Studying in Japan had given me a slice of the Japanese culture and yet I knew nothing about Japanese business culture. After joining PASONA, I had to learn the fundamentals, starting with keigo and business language. Being in the service industry, we are constantly scrutinized for the manner in which we present ourselves and even the way we answer a phone call. Through PASONA's business manner seminars as well as the on-the-job training, I am still learning everyday about the depth of Japanese culture and loving every moment of it.

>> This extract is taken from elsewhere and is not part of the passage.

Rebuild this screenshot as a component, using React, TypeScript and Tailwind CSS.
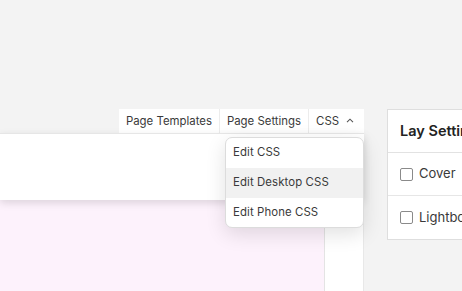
import React from "react";

export default function App() {
  return (
    <div className="relative w-[462px] h-[291px] overflow-hidden bg-[#f3f3f3] font-['Inter',sans-serif] text-[#333]">
      <div className="flex pt-[109px]">
        <div className="w-[364px] flex flex-col shrink-0">
          <div className="flex justify-end h-[24px]">
            <div className="flex bg-white text-[11.4px] leading-[24px] text-[#3a3a3a]">
              <div className="px-[7px] border-r border-[#ececec]">Page Templates</div>
              <div className="px-[7px] border-r border-[#ececec]">Page Settings</div>
              <div className="pl-[7px] pr-[10px] flex items-center gap-[7px]">
                <span>CSS</span>
                <svg width="8" height="5" viewBox="0 0 8 5" className="mt-[-1px]">
                  <path d="M1 4.2 L4 1.2 L7 4.2" fill="none" stroke="#555" strokeWidth="1.1" />
                </svg>
              </div>
            </div>
          </div>
          <div className="relative z-10 h-[67px] bg-white border-t border-[#e6e6e6] shadow-[0_3px_8px_rgba(0,0,0,0.13)]" />
          <div className="flex h-[100px]">
            <div className="w-[325px] bg-[#fdf2fc] border-r border-[#e4e4e4]" />
            <div className="flex-1 bg-white border-r border-[#e8e8e8]" />
          </div>
        </div>
        <div className="ml-[23px] w-[110px] h-[131px] shrink-0 bg-white border border-[#dedede] flex flex-col">
          <div className="h-[43px] flex items-center pl-[12px] border-b border-[#e2e2e2] text-[14.5px] font-semibold text-[#222] whitespace-nowrap">
            Lay Settings
          </div>
          <div className="h-[44px] flex items-center pl-[12px] gap-[6px] border-b border-[#e6e6e6] text-[13px] text-[#3a3a3a]">
            <div className="w-[13px] h-[13px] rounded-[2px] border border-[#8a8a8a] bg-white" />
            <span>Cover</span>
          </div>
          <div className="h-[43px] flex items-center pl-[12px] gap-[6px] text-[13px] text-[#3a3a3a] whitespace-nowrap">
            <div className="w-[13px] h-[13px] rounded-[2px] border border-[#8a8a8a] bg-white" />
            <span>Lightbox</span>
          </div>
        </div>
      </div>

      <div className="absolute z-20 left-[225px] top-[137px] w-[139px] bg-white border border-[#dcdcdc] rounded-[7px] shadow-[0_6px_20px_rgba(0,0,0,0.12)] overflow-hidden text-[11.4px] text-[#3a3a3a] tracking-[0.1px]">
        <div className="h-[30px] flex items-center pl-[7px]">Edit CSS</div>
        <div className="h-[30px] flex items-center pl-[7px] bg-[#f1f1f1]">Edit Desktop CSS</div>
        <div className="h-[29px] flex items-center pl-[7px]">Edit Phone CSS</div>
      </div>
    </div>
  );
}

Ambassador from Los Angeles
In the summer of 2007, I was chosen to be on the Nisei Week Court and participated in numerous events throughout the year. In October, the Court was invited to Nagoya, sister city to Los Angeles. We were hosted by the Mayor of Nagoya and met numerous elected officials during our visit where I found myself translating between our hosts and Court. I was more thankful than ever for the ability to understand both languages and believe that I was able to make a contribution in bridging our cultures. Given the opportunity, I know that I would love to be an ambassador to the two cultures that make me who I am.
When is your "Some Day?"
If you have attended Asahi, you have probably been told "you'll appreciate it some day," and if you are still attending Asahi, you' are wondering when that day is going to come. As an Asahi graduate, I promise you that the day will come. It could be the day that you find yourself translating English into Japanese for a dignitary visiting from Japan or landing the dream job because of your extra language skills.
From my experiences at Asahi, I take away life-long friends, the persistence to stick it up no matter how trying, and the confidence of being bilingual. I cannot be more grateful to my parents and the teachers for not allowing me to give up and continuing to push me.